[WORK TO COMPLETE]:
Exactly the lines from the one containing "Generate a component" through the one containing "string; total: string;" must be returned; include both ends and nothing else.

--------------------------------------------------

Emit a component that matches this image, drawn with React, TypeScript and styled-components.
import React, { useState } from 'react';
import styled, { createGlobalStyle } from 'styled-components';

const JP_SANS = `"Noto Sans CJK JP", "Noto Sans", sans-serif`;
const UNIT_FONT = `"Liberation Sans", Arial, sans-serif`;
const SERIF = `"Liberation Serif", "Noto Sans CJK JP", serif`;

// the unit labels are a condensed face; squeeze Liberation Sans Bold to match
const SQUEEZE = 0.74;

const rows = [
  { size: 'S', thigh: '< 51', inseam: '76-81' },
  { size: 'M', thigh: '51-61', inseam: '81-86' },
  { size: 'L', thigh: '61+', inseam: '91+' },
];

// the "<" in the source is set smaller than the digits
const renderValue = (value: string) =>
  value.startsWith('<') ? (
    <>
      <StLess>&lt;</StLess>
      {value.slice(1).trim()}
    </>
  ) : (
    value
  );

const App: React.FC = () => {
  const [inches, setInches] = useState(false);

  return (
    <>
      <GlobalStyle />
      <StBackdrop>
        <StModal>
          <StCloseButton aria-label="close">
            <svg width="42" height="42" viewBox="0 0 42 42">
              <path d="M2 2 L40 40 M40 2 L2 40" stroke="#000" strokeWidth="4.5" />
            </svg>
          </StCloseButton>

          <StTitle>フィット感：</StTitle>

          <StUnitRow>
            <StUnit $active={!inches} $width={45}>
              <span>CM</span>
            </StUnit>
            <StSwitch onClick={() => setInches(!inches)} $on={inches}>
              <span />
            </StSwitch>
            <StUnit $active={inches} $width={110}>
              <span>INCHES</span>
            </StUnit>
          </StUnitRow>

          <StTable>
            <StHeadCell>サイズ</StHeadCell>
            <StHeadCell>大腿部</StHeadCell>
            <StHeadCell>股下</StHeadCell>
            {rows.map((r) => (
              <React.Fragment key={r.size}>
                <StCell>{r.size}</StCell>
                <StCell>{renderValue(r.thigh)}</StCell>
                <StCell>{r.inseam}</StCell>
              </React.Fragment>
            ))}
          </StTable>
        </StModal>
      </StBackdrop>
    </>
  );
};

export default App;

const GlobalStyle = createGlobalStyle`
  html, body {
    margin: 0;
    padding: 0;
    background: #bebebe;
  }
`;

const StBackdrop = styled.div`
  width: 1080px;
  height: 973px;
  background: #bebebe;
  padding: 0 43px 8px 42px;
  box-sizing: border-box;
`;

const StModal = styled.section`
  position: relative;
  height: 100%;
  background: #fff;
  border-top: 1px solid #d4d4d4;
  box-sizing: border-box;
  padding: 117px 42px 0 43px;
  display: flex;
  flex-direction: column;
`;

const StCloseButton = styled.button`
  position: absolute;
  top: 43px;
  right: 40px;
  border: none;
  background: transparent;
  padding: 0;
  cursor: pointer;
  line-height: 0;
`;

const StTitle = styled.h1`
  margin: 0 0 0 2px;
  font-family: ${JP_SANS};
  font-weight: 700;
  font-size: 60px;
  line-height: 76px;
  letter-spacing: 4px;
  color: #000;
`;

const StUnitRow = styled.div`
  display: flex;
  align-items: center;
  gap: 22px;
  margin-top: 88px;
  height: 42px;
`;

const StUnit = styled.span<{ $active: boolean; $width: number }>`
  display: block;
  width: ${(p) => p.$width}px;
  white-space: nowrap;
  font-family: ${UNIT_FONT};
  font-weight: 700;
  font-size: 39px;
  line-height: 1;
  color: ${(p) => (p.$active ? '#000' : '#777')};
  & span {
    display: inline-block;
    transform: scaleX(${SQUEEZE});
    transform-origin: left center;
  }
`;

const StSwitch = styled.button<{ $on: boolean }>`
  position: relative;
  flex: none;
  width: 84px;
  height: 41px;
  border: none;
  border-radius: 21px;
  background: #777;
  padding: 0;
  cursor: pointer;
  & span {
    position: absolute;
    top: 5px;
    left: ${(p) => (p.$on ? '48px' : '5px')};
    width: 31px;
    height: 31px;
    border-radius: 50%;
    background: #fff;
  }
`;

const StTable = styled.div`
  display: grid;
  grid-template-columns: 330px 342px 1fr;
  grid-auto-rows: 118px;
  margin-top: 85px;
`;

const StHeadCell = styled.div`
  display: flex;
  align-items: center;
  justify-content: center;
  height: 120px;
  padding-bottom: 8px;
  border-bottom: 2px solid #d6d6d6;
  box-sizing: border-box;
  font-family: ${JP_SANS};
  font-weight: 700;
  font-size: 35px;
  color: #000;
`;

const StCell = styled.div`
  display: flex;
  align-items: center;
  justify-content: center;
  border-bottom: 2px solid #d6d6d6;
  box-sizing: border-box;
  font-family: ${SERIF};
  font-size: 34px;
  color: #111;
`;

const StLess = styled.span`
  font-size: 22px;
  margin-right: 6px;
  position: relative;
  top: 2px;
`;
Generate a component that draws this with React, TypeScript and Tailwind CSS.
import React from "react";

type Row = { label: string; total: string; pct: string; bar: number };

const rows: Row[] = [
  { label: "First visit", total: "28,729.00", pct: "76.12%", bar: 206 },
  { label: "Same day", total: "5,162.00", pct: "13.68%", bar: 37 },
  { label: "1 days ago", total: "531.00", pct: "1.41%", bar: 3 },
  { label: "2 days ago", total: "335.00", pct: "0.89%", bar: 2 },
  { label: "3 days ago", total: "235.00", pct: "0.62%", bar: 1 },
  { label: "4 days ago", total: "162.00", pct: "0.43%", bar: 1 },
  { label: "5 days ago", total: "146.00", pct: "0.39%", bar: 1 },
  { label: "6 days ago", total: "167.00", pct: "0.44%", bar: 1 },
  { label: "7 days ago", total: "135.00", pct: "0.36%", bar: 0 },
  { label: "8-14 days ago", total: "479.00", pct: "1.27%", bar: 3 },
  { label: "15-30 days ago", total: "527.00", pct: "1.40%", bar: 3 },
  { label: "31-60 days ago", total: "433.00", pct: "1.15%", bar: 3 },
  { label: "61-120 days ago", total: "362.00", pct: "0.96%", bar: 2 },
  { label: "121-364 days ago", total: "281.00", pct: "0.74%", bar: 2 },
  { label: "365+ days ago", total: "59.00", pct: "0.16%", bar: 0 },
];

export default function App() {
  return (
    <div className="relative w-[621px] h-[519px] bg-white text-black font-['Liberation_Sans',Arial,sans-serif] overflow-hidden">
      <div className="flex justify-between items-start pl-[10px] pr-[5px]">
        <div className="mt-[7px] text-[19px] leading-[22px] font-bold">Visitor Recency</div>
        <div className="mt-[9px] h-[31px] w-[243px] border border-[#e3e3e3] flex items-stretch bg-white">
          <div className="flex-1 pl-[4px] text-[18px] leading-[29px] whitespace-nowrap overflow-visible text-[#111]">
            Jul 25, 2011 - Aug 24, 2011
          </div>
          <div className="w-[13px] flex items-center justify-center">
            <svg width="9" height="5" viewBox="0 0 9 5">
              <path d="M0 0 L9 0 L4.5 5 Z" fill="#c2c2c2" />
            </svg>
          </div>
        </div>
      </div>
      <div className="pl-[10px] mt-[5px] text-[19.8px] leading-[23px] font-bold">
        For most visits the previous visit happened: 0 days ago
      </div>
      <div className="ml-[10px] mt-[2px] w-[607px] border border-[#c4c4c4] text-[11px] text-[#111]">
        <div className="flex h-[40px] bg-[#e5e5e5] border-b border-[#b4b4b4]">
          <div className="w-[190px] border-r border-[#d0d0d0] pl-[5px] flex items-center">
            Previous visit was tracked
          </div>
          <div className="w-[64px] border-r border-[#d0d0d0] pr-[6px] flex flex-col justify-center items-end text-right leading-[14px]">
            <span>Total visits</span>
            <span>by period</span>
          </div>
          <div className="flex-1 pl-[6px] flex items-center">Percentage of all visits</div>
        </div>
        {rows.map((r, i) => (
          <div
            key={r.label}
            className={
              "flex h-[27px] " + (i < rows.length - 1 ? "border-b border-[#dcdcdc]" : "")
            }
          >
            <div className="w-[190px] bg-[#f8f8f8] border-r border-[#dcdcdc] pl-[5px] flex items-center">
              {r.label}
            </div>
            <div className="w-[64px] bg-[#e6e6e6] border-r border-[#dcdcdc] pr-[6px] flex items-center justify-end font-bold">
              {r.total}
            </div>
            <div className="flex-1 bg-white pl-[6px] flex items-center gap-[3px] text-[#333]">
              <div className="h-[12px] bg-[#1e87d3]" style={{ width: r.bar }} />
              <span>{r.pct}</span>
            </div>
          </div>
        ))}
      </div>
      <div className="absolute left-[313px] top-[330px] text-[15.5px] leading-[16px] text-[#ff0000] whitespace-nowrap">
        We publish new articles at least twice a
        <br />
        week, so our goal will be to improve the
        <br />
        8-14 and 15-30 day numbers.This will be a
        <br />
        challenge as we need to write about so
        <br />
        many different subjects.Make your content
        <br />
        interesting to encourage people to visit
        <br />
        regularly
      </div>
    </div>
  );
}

--------------------------------------------------

[REPLY TO THE EXERCISE]:
Generate a component that draws this with React, TypeScript and Tailwind CSS.
import React from "react";

type Row = { label: string; total: string; pct: string; bar: number };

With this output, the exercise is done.